Supplied data>
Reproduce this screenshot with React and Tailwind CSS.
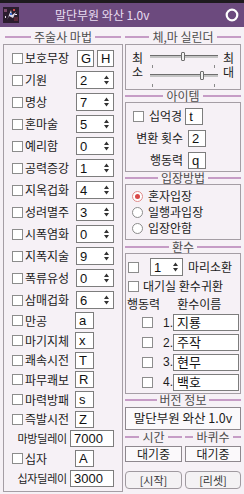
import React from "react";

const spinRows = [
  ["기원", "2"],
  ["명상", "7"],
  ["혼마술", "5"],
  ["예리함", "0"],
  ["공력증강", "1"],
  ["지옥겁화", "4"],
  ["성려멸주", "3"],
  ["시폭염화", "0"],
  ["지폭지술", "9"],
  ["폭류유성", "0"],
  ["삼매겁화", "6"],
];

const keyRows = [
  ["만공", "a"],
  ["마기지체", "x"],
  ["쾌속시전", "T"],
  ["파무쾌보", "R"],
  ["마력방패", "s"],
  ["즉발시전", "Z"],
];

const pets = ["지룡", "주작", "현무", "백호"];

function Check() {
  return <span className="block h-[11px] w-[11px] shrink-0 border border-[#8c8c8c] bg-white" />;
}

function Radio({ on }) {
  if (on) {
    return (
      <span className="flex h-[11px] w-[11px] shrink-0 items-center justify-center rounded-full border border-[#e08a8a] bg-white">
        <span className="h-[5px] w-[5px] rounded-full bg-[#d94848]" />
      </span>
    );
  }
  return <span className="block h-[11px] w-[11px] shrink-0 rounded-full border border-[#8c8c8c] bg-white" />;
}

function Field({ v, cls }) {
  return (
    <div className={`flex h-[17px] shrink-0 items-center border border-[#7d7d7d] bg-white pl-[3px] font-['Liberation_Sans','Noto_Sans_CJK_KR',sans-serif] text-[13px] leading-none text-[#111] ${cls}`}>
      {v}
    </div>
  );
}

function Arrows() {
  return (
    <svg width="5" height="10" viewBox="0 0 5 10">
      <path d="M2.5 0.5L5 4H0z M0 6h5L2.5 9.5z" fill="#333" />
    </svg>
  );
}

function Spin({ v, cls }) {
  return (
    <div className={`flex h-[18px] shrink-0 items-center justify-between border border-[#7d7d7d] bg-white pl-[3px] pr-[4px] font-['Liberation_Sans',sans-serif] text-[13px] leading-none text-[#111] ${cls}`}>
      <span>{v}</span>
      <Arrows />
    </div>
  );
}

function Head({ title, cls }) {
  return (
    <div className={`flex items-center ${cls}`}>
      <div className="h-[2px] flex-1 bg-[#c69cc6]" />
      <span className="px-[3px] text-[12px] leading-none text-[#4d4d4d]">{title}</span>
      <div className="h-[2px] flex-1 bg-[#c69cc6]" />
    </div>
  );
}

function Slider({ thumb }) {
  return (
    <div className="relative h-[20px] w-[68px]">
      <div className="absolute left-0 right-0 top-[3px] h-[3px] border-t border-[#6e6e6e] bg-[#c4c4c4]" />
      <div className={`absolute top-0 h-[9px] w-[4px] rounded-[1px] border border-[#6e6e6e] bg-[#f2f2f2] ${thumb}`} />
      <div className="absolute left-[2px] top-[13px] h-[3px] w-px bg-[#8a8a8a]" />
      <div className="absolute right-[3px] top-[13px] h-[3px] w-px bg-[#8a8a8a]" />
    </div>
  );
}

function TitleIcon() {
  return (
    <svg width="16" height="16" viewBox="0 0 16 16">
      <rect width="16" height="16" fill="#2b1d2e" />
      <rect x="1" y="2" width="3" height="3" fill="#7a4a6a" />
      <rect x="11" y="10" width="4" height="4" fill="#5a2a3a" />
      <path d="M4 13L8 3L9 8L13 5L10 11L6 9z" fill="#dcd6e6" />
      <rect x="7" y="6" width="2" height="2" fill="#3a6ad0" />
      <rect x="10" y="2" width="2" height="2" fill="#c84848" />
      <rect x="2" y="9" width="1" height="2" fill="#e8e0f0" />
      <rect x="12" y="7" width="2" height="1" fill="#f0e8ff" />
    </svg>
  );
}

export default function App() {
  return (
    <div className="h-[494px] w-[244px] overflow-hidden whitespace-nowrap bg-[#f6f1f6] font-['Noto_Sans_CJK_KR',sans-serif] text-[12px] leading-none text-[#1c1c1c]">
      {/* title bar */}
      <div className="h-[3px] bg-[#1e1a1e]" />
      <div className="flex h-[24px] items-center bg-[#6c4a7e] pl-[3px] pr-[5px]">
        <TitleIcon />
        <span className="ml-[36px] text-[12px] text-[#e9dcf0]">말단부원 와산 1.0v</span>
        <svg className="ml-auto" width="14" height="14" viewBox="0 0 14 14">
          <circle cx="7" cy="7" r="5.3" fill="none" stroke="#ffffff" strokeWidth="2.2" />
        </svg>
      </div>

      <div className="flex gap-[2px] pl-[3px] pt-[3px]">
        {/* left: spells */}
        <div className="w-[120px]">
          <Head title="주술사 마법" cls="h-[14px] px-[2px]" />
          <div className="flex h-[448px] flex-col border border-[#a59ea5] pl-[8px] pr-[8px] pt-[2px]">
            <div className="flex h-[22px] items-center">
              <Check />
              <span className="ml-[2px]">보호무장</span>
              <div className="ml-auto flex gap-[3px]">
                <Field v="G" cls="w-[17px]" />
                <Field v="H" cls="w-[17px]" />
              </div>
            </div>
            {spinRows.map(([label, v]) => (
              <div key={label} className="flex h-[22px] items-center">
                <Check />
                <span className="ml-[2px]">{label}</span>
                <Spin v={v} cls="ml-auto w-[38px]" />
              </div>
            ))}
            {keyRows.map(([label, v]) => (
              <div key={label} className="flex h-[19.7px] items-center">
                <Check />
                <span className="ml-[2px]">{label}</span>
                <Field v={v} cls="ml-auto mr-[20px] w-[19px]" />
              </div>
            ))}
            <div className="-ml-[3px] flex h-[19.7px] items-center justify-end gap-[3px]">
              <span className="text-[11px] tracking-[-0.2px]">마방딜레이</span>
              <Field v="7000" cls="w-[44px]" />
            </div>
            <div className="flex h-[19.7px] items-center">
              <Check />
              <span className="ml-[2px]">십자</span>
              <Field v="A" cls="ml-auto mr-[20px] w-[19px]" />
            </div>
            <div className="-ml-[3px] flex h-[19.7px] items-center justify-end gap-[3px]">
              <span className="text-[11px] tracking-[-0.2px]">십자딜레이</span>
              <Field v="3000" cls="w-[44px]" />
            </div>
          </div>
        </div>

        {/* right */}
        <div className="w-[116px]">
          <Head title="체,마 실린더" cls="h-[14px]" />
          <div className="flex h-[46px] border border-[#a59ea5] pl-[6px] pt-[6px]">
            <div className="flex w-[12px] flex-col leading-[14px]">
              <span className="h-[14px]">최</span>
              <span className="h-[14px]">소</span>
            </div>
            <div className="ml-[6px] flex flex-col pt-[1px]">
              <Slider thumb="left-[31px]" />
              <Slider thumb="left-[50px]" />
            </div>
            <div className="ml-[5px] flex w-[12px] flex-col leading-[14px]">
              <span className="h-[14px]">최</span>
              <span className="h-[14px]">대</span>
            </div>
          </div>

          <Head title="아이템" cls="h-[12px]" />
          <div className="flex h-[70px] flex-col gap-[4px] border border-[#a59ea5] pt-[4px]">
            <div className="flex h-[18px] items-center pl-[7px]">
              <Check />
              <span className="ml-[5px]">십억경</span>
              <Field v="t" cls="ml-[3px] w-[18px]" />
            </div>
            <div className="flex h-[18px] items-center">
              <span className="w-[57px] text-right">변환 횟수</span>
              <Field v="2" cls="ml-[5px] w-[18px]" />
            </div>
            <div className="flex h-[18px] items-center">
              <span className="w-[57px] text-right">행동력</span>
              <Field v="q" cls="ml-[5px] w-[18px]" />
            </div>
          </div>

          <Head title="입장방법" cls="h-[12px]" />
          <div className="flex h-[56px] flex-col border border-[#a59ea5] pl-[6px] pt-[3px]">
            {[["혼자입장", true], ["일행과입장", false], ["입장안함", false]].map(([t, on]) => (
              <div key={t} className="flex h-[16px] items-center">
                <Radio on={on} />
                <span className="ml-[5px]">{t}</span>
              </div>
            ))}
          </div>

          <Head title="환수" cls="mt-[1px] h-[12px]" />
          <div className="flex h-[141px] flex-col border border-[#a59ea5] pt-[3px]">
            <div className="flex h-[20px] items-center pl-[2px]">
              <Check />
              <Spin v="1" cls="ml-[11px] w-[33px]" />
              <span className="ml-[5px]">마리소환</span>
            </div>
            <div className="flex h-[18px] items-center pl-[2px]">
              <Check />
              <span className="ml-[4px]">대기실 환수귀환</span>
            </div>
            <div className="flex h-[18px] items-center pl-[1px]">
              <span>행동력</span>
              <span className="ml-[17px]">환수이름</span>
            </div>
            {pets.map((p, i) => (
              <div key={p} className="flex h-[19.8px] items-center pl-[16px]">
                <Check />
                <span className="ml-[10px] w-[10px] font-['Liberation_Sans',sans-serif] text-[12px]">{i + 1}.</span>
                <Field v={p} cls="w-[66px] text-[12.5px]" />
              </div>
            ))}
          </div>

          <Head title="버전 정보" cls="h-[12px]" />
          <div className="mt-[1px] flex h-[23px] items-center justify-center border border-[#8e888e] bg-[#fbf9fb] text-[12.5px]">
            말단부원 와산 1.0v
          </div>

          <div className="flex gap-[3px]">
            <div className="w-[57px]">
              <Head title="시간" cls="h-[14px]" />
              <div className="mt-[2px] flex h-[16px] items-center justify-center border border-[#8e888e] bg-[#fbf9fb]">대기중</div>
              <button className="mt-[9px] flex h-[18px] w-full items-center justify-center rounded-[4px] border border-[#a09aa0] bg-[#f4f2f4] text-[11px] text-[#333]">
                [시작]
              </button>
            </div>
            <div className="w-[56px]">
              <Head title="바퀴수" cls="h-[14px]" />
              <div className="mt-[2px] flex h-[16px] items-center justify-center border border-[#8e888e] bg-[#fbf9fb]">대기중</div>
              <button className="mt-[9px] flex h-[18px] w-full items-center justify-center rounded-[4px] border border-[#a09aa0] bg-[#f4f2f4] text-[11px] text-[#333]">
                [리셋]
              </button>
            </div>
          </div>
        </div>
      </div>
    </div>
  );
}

Task objective>
Look over the listing. Pull out every line with the string "React" in it.

Complete response>
Reproduce this screenshot with React and Tailwind CSS.
import React from "react";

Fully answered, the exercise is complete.